State legislation went into effect this year that requires third graders to test proficiently or above on the English Language Arts (ELA) portion of the TCAP exam.

Mothers Jacklyn Jessee and Kayla Hartley have third graders that attend Valley Forge Elementary School in Carter County.

Jacklyn Jessee (left) and Kayla Hartley (right) are both confused on how their honor roll students failed the TCAP test twice (Photo: WJHL).

Carter County Schools reported to News Channel 11 that 37% of their third graders scored proficiently.

“My son got the A – B honor roll last week and then yesterday was told that he failed,” said Jessee.

Jessee’s son, Kayson Snavely, receiving honor roll certificate. (Photo: Jacklyn Jessee).

She says her son loves school and that she’s very sad that she has to tell her son what happened.

Hartley’s daughter has no problems academically but got the same score twice on the exam.

“So, that would show me there is a lack somewhere,” said Hartley. “The information’s accurate if we’ve taken it twice and we’re getting the same result. The information is accurate, but why is it that way?
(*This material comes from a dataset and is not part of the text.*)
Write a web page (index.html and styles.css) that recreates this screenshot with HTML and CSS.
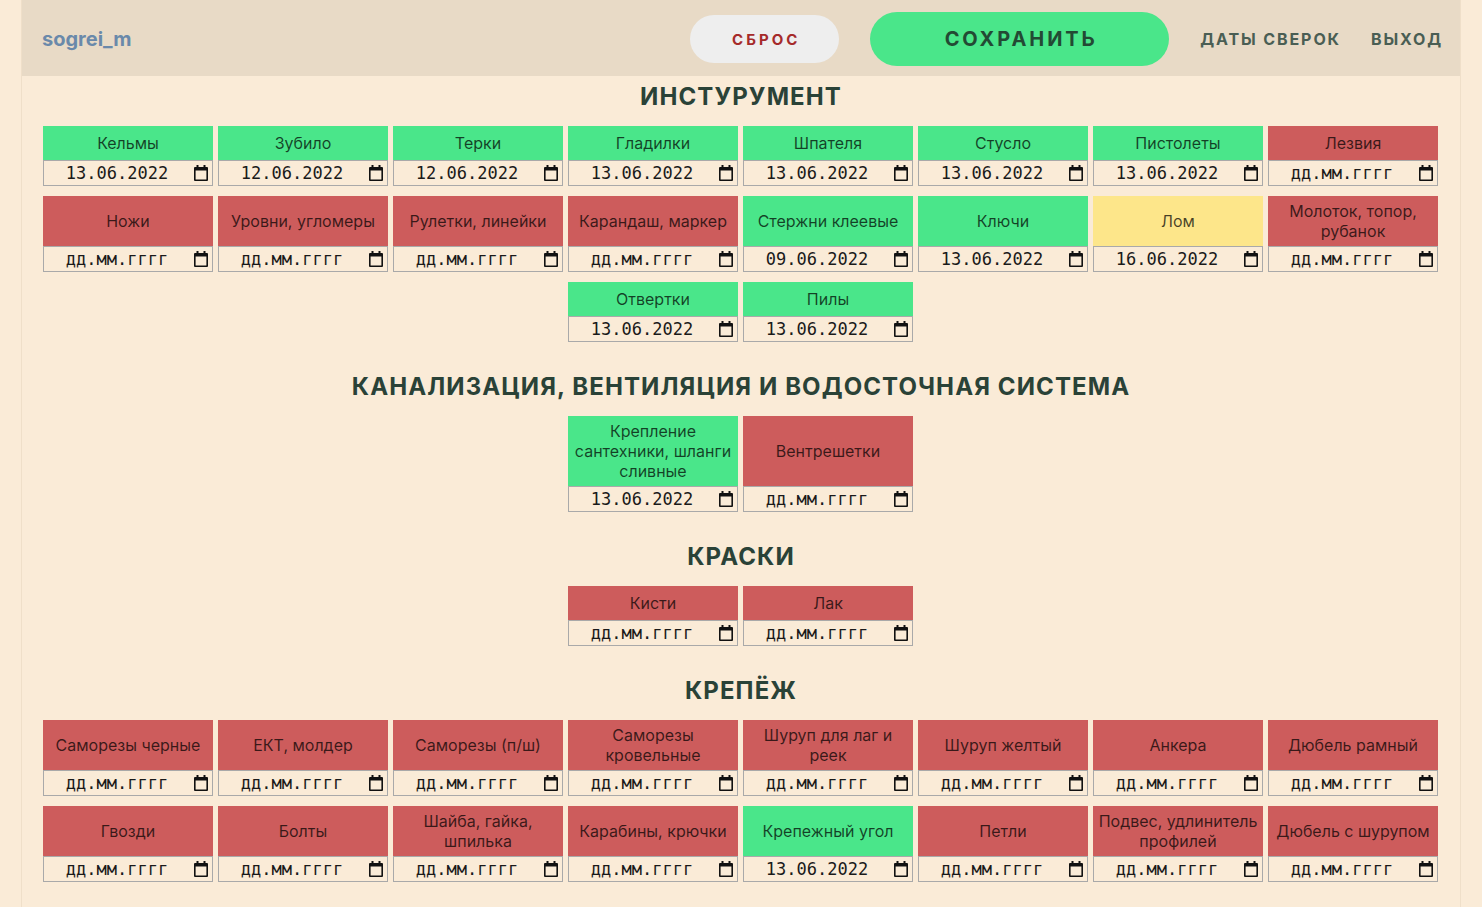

Why are we behind where we should be?”

Jessee says the pressure these students faced this year is why they struggled.

“I think that that’s one major reason why everybody failed is because they were so nervous,” said Jessee. “It’s a lot of pressure to put on a 9-year-old.”

Hartley’s daughter, Kaydance Williams. (Photo: Kayla Hartley).

Hartley has a lot of concerns, believing there are still parts of this law that are unclear and unfair to students.

“These are kids who started kindergarten in COVID, so I think this issue should have been addressed earlier rather than later and not done in a way that we were going to scare kids by retaining them either,” said Hartley.

Jessee is trying to organize a protest at the next State Board of Education meeting in Nashville to be a voice for her son and other children affected by this law.

“My kid doesn’t have a voice,” said Jessee. “He’s 9, so he doesn’t know how to stand up for himself to a bunch of adults. I’ve had over 30 parents message me to tell me, ‘Hey I want to help. Let’s do something’.”

Both mothers say their children will have tutoring next year.

What’s next: Carter County Schools Summer Schooling and Tutoring

The director of K – 5 Curriculum for Carter County Schools, Betsy Oliver, told News Channel 11 that the school district hopes that the students in summer school show growth.

She says they have already seen students improve after retaking the TCAP exam.

Summer school tutors are coming from a pool of existing teachers within the system. Oliver says the school district partners with the Niswonger Foundation, which has provided extra funding, allowing them to have “high dosage, low ratio tutoring”. She says this will help boost student learning.

A total of 54 teachers will teach at Happy Valley Elementary School for summer school this year. Oliver says they chose this elementary school because it’s their largest elementary school.

Students will be bussed throughout the county daily to and from this location.

Carter County Schools’ summer school program begins June 5.